The crew filmed interviews with Center Director John Wear as he stood on the building’s tower overlooking the 189-acre ecological preserve. They also filmed students in one of Wear’s classes as they discussed the relationship between simplicity and conserving resources and how they are trying to accomplish this on the Catawba campus.

“Dr. Wear asked big questions about what is important in the environmental field, and the students were right on top of it,” Levering says. “They are ahead of most of us adults in terms of understanding the problems and connecting the dots between the dire straits we are in environmentally and the urgency of making personal commitments to change our ways and be better environmental stewards.”

The cameraman shot footage of Catawba students as they planted redbud trees and of junior and senior high school students from 12 North Carolina counties who were on campus Wednesday and Thursday for their annual Envirothon competition.

“I think the caliber of environmental education at Catawba is very high,” Urbanska says. “I also think that Catawba fosters a unique sense of empowerment of students and student initiative. The administration seems to nurture student input, as evidenced through the campus greening initiative.”

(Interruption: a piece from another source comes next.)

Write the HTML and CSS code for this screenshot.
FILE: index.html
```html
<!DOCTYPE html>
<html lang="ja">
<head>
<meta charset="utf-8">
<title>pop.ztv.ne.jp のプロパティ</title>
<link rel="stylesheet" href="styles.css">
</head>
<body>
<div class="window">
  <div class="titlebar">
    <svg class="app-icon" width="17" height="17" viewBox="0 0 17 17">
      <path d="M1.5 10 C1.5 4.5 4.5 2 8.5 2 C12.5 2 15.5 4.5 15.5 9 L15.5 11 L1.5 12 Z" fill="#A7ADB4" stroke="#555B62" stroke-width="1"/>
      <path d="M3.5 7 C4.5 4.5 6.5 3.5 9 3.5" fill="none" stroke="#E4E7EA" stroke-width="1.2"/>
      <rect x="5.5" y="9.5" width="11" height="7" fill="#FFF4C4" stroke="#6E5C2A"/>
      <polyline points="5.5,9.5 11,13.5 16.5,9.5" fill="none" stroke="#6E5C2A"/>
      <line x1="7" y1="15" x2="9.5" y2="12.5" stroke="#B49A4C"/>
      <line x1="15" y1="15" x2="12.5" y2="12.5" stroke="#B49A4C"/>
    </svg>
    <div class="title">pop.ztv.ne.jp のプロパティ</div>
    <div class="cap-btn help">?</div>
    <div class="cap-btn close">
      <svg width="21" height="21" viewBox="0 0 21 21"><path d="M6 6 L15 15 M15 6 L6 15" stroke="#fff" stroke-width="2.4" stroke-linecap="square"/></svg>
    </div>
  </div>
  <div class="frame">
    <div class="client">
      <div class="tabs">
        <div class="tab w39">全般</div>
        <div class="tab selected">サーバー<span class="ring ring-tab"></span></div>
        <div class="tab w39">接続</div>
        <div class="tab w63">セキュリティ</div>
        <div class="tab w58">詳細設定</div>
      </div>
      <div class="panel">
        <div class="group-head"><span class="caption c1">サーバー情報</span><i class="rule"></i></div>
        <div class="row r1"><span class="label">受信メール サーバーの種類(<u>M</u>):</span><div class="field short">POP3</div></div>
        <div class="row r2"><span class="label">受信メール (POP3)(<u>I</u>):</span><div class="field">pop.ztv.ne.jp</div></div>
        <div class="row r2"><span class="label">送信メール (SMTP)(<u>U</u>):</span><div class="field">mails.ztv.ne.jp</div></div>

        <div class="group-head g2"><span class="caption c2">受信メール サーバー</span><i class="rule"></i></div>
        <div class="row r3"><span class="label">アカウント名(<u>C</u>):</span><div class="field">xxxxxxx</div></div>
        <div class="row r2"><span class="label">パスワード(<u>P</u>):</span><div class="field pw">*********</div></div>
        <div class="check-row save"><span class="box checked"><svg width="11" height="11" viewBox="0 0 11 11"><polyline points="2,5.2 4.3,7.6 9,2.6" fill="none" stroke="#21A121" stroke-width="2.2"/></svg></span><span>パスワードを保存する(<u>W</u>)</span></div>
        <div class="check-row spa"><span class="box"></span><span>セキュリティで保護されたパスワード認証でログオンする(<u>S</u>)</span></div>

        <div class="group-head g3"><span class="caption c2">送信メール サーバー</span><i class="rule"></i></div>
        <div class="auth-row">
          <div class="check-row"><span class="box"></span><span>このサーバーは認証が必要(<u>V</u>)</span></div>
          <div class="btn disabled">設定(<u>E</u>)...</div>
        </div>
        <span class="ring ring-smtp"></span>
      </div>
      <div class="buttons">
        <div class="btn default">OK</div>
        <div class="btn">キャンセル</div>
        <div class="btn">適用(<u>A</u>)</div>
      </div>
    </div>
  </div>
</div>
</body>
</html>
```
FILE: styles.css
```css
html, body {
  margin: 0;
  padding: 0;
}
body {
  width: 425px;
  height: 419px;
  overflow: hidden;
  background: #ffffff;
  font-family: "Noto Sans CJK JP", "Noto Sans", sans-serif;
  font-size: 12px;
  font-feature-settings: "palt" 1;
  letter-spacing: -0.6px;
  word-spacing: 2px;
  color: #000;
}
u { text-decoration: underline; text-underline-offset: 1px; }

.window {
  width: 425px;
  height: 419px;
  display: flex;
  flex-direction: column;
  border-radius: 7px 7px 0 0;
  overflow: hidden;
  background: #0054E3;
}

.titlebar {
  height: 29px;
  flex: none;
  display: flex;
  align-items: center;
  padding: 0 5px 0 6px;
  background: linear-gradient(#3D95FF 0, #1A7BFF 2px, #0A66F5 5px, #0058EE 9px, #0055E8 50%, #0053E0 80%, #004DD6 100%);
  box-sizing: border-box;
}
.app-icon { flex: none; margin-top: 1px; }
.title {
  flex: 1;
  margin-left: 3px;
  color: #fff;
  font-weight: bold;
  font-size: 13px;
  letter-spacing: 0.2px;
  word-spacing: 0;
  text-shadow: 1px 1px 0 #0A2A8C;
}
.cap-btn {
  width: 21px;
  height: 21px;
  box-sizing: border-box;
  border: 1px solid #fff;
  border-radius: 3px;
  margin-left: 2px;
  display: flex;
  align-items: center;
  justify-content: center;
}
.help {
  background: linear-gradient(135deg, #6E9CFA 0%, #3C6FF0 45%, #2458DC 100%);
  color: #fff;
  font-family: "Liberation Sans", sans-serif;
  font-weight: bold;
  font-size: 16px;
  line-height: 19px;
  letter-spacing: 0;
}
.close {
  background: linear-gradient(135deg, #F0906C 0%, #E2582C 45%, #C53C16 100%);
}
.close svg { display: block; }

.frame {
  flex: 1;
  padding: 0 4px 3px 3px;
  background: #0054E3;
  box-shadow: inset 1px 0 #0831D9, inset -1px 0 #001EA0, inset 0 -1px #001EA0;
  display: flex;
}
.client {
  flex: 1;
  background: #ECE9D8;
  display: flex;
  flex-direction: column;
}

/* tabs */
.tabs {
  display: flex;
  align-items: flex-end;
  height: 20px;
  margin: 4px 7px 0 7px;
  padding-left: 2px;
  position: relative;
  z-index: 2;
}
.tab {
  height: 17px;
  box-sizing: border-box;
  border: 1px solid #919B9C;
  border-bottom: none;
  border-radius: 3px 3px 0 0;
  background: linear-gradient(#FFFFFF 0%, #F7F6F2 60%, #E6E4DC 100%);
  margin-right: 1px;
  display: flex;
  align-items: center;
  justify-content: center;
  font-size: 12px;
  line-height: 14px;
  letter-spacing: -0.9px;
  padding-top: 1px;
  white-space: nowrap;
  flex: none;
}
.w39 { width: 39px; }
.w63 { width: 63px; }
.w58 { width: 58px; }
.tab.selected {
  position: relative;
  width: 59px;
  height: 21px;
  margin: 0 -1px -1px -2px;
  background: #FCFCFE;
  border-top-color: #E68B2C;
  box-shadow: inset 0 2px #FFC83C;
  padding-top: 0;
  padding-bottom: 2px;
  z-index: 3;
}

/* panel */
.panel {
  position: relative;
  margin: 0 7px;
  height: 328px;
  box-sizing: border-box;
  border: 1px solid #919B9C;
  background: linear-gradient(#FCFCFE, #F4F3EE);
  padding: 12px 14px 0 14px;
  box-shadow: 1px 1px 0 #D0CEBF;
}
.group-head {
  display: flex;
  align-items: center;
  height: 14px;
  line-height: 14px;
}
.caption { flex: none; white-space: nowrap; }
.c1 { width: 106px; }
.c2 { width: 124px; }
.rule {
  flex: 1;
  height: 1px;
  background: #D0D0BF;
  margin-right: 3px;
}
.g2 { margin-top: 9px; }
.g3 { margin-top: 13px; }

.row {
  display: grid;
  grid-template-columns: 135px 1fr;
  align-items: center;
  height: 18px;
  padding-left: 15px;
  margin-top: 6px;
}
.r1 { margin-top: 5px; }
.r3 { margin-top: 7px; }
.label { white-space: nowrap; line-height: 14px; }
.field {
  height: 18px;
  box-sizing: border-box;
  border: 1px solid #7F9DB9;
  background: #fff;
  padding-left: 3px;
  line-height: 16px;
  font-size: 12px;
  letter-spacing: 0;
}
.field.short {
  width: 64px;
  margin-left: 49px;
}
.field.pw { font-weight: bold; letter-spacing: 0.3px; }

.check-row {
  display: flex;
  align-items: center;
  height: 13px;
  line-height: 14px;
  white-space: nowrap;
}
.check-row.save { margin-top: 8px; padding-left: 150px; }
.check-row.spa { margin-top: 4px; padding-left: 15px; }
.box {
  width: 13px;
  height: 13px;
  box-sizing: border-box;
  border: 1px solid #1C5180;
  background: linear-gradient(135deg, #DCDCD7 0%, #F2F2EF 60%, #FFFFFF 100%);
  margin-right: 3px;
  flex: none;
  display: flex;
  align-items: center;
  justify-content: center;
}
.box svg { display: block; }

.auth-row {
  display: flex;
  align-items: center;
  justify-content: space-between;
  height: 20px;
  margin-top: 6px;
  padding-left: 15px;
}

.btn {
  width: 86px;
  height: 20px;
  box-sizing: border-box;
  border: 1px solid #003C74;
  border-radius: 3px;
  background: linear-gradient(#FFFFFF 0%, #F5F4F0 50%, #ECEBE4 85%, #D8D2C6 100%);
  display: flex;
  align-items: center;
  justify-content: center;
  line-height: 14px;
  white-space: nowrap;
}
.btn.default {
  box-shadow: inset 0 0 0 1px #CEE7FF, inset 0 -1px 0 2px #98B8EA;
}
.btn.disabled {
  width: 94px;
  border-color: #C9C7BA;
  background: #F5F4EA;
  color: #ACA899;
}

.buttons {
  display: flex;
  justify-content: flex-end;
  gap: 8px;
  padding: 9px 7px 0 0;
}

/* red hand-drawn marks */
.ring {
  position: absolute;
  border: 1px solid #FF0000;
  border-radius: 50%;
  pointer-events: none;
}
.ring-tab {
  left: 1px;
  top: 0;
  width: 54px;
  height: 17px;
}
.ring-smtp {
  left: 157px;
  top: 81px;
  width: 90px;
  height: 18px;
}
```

Environmental science students are spearheading an effort to foster environmentally friendly practices on campus. They are promoting everything from improving energy efficiency and composting food waste to recycling and encouraging green building practices.

Connor Coleman, a senior environmental science major from Cleveland, Ohio, is one of the students who have been instrumental in the campus greening initiative. He stood in front of a newly purchased Earth Tub for composting cafeteria food waste for his interview. “I talked about the story of our campus greening program,” Coleman says.

“I also talked about how the ball really got rolling on composting – how as one student, I was able to research an idea and deliver my findings to Dr. Wear, who approached some trustees and benefactors, and boom, the next thing you know, it was happening.”

Coleman is excited about the prospect of Catawba’s being the focus of one of the Simple Living programs. “It’s a great opportunity,” he says. “I hope a lot of other people – especially college students – get information about what we’re doing so they can apply it to their schools.”

Fred Stanback, Catawba trustee and benefactor, and Susan Kluttz, Salisbury mayor, were also interviewed. Kluttz talked about the center’s impact on the community. “She commented that even if individuals didn’t go to every program the center offers, the awareness, both through the media and word of mouth, was creating a climate of knowledge about the importance of environmental issues throughout the whole community,” Urbanska says.

Wear was pleased with the way the filming went. “I felt inspired listening to the comments of our students and administration and others,” he says. “It made me really proud of what the Center for the Environment has accomplished with the help of this community.”